**STORED DATA:**
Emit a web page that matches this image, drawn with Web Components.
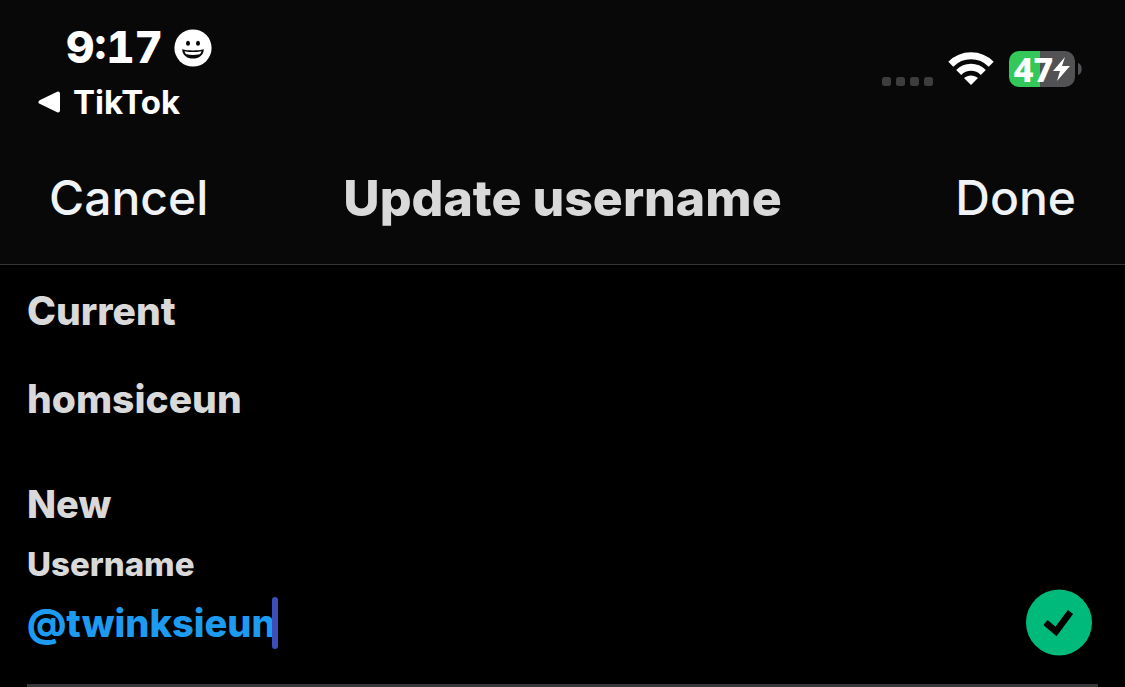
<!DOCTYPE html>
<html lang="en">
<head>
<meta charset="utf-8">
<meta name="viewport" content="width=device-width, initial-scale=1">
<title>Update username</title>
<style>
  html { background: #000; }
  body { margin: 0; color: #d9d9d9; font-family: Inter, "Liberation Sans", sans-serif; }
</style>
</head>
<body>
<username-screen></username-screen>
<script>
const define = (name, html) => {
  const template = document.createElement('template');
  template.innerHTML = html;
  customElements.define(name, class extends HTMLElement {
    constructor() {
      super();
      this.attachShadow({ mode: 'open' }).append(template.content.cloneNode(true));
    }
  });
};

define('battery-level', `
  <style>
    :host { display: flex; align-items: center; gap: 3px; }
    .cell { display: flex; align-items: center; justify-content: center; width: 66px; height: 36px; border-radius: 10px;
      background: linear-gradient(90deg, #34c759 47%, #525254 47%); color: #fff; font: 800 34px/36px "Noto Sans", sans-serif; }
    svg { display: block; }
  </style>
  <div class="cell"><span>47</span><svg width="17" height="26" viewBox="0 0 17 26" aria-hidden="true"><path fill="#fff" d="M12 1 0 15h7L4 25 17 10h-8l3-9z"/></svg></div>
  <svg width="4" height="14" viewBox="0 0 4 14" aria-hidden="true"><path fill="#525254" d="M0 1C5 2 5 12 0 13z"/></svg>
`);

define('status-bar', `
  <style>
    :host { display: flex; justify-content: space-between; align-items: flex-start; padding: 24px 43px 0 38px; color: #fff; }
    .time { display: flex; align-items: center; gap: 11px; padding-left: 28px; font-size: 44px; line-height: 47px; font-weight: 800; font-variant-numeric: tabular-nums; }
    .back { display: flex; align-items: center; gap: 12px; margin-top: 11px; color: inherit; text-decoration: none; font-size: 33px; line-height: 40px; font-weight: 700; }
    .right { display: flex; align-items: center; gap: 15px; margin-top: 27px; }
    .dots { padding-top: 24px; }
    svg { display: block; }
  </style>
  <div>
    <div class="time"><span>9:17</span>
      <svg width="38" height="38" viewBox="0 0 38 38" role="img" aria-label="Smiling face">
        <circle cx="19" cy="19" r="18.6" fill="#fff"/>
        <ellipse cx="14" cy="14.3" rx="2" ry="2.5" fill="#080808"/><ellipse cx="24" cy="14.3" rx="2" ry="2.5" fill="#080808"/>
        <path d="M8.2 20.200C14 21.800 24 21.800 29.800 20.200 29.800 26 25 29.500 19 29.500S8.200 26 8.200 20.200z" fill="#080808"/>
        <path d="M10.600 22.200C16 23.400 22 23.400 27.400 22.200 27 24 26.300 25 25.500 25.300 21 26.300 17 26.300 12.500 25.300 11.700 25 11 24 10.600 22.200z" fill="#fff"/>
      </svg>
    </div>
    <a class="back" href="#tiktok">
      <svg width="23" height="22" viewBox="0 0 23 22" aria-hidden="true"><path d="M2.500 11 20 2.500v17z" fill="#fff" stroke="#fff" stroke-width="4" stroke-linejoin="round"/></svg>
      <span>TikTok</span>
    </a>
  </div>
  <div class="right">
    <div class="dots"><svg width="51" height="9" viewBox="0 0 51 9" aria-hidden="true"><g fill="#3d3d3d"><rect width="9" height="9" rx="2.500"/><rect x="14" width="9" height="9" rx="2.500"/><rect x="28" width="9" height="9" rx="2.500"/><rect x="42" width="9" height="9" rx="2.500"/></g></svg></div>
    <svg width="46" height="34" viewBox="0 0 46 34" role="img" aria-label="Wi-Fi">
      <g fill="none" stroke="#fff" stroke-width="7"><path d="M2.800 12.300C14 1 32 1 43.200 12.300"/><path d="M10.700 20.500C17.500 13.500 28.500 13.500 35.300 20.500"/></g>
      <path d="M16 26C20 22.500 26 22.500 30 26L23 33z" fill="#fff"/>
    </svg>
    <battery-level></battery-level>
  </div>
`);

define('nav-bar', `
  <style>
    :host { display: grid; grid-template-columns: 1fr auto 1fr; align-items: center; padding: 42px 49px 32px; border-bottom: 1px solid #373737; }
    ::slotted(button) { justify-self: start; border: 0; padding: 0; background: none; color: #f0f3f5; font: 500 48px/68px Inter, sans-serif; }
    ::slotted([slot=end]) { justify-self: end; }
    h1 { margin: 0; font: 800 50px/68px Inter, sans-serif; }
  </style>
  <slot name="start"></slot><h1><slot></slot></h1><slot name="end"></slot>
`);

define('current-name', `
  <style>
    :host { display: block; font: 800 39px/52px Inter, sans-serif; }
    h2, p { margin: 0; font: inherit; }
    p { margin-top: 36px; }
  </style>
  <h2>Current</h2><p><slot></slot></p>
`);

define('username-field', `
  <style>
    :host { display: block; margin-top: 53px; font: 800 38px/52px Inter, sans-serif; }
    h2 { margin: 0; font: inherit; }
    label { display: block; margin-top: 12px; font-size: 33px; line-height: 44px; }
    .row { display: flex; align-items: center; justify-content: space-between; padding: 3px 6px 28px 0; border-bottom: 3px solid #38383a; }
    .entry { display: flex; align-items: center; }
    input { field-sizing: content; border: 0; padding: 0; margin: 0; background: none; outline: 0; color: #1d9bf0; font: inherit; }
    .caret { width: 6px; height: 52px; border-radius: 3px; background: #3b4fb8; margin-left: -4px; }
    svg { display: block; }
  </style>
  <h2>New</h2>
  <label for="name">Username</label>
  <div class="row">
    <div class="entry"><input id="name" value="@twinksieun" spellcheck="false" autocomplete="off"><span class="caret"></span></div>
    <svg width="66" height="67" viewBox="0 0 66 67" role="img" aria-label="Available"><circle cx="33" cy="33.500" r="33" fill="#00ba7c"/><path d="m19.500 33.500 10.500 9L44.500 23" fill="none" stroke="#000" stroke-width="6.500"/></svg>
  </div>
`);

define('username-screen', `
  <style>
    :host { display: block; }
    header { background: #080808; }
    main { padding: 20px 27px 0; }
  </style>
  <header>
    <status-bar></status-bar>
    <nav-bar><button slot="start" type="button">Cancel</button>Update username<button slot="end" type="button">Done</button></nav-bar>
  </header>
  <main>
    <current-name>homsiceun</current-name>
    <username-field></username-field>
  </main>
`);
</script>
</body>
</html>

**WHAT IS EXPECTED:**
Reproduce all of the data exactly, omitting each picture it holds.

**TASK RESULT:**
Emit a web page that matches this image, drawn with Web Components.
<!DOCTYPE html>
<html lang="en">
<head>
<meta charset="utf-8">
<meta name="viewport" content="width=device-width, initial-scale=1">
<title>Update username</title>
<style>
  html { background: #000; }
  body { margin: 0; color: #d9d9d9; font-family: Inter, "Liberation Sans", sans-serif; }
</style>
</head>
<body>
<username-screen></username-screen>
<script>
const define = (name, html) => {
  const template = document.createElement('template');
  template.innerHTML = html;
  customElements.define(name, class extends HTMLElement {
    constructor() {
      super();
      this.attachShadow({ mode: 'open' }).append(template.content.cloneNode(true));
    }
  });
};

define('battery-level', `
  <style>
    :host { display: flex; align-items: center; gap: 3px; }
    .cell { display: flex; align-items: center; justify-content: center; width: 66px; height: 36px; border-radius: 10px;
      background: linear-gradient(90deg, #34c759 47%, #525254 47%); color: #fff; font: 800 34px/36px "Noto Sans", sans-serif; }
    svg { display: block; }
  </style>
  <div class="cell"><span>47</span><svg width="17" height="26" viewBox="0 0 17 26" aria-hidden="true"><path fill="#fff" d="M12 1 0 15h7L4 25 17 10h-8l3-9z"/></svg></div>
  <svg width="4" height="14" viewBox="0 0 4 14" aria-hidden="true"><path fill="#525254" d="M0 1C5 2 5 12 0 13z"/></svg>
`);

define('status-bar', `
  <style>
    :host { display: flex; justify-content: space-between; align-items: flex-start; padding: 24px 43px 0 38px; color: #fff; }
    .time { display: flex; align-items: center; gap: 11px; padding-left: 28px; font-size: 44px; line-height: 47px; font-weight: 800; font-variant-numeric: tabular-nums; }
    .back { display: flex; align-items: center; gap: 12px; margin-top: 11px; color: inherit; text-decoration: none; font-size: 33px; line-height: 40px; font-weight: 700; }
    .right { display: flex; align-items: center; gap: 15px; margin-top: 27px; }
    .dots { padding-top: 24px; }
    svg { display: block; }
  </style>
  <div>
    <div class="time"><span>9:17</span>
      <svg width="38" height="38" viewBox="0 0 38 38" role="img" aria-label="Smiling face">
        <circle cx="19" cy="19" r="18.6" fill="#fff"/>
        <ellipse cx="14" cy="14.3" rx="2" ry="2.5" fill="#080808"/><ellipse cx="24" cy="14.3" rx="2" ry="2.5" fill="#080808"/>
        <path d="M8.2 20.200C14 21.800 24 21.800 29.800 20.200 29.800 26 25 29.500 19 29.500S8.200 26 8.200 20.200z" fill="#080808"/>
        <path d="M10.600 22.200C16 23.400 22 23.400 27.400 22.200 27 24 26.300 25 25.500 25.300 21 26.300 17 26.300 12.500 25.300 11.700 25 11 24 10.600 22.200z" fill="#fff"/>
      </svg>
    </div>
    <a class="back" href="#tiktok">
      <svg width="23" height="22" viewBox="0 0 23 22" aria-hidden="true"><path d="M2.500 11 20 2.500v17z" fill="#fff" stroke="#fff" stroke-width="4" stroke-linejoin="round"/></svg>
      <span>TikTok</span>
    </a>
  </div>
  <div class="right">
    <div class="dots"><svg width="51" height="9" viewBox="0 0 51 9" aria-hidden="true"><g fill="#3d3d3d"><rect width="9" height="9" rx="2.500"/><rect x="14" width="9" height="9" rx="2.500"/><rect x="28" width="9" height="9" rx="2.500"/><rect x="42" width="9" height="9" rx="2.500"/></g></svg></div>
    <svg width="46" height="34" viewBox="0 0 46 34" role="img" aria-label="Wi-Fi">
      <g fill="none" stroke="#fff" stroke-width="7"><path d="M2.800 12.300C14 1 32 1 43.200 12.300"/><path d="M10.700 20.500C17.500 13.500 28.500 13.500 35.300 20.500"/></g>
      <path d="M16 26C20 22.500 26 22.500 30 26L23 33z" fill="#fff"/>
    </svg>
    <battery-level></battery-level>
  </div>
`);

define('nav-bar', `
  <style>
    :host { display: grid; grid-template-columns: 1fr auto 1fr; align-items: center; padding: 42px 49px 32px; border-bottom: 1px solid #373737; }
    ::slotted(button) { justify-self: start; border: 0; padding: 0; background: none; color: #f0f3f5; font: 500 48px/68px Inter, sans-serif; }
    ::slotted([slot=end]) { justify-self: end; }
    h1 { margin: 0; font: 800 50px/68px Inter, sans-serif; }
  </style>
  <slot name="start"></slot><h1><slot></slot></h1><slot name="end"></slot>
`);

define('current-name', `
  <style>
    :host { display: block; font: 800 39px/52px Inter, sans-serif; }
    h2, p { margin: 0; font: inherit; }
    p { margin-top: 36px; }
  </style>
  <h2>Current</h2><p><slot></slot></p>
`);

define('username-field', `
  <style>
    :host { display: block; margin-top: 53px; font: 800 38px/52px Inter, sans-serif; }
    h2 { margin: 0; font: inherit; }
    label { display: block; margin-top: 12px; font-size: 33px; line-height: 44px; }
    .row { display: flex; align-items: center; justify-content: space-between; padding: 3px 6px 28px 0; border-bottom: 3px solid #38383a; }
    .entry { display: flex; align-items: center; }
    input { field-sizing: content; border: 0; padding: 0; margin: 0; background: none; outline: 0; color: #1d9bf0; font: inherit; }
    .caret { width: 6px; height: 52px; border-radius: 3px; background: #3b4fb8; margin-left: -4px; }
    svg { display: block; }
  </style>
  <h2>New</h2>
  <label for="name">Username</label>
  <div class="row">
    <div class="entry"><input id="name" value="@twinksieun" spellcheck="false" autocomplete="off"><span class="caret"></span></div>
    <svg width="66" height="67" viewBox="0 0 66 67" role="img" aria-label="Available"><circle cx="33" cy="33.500" r="33" fill="#00ba7c"/><path d="m19.500 33.500 10.500 9L44.500 23" fill="none" stroke="#000" stroke-width="6.500"/></svg>
  </div>
`);

define('username-screen', `
  <style>
    :host { display: block; }
    header { background: #080808; }
    main { padding: 20px 27px 0; }
  </style>
  <header>
    <status-bar></status-bar>
    <nav-bar><button slot="start" type="button">Cancel</button>Update username<button slot="end" type="button">Done</button></nav-bar>
  </header>
  <main>
    <current-name>homsiceun</current-name>
    <username-field></username-field>
  </main>
`);
</script>
</body>
</html>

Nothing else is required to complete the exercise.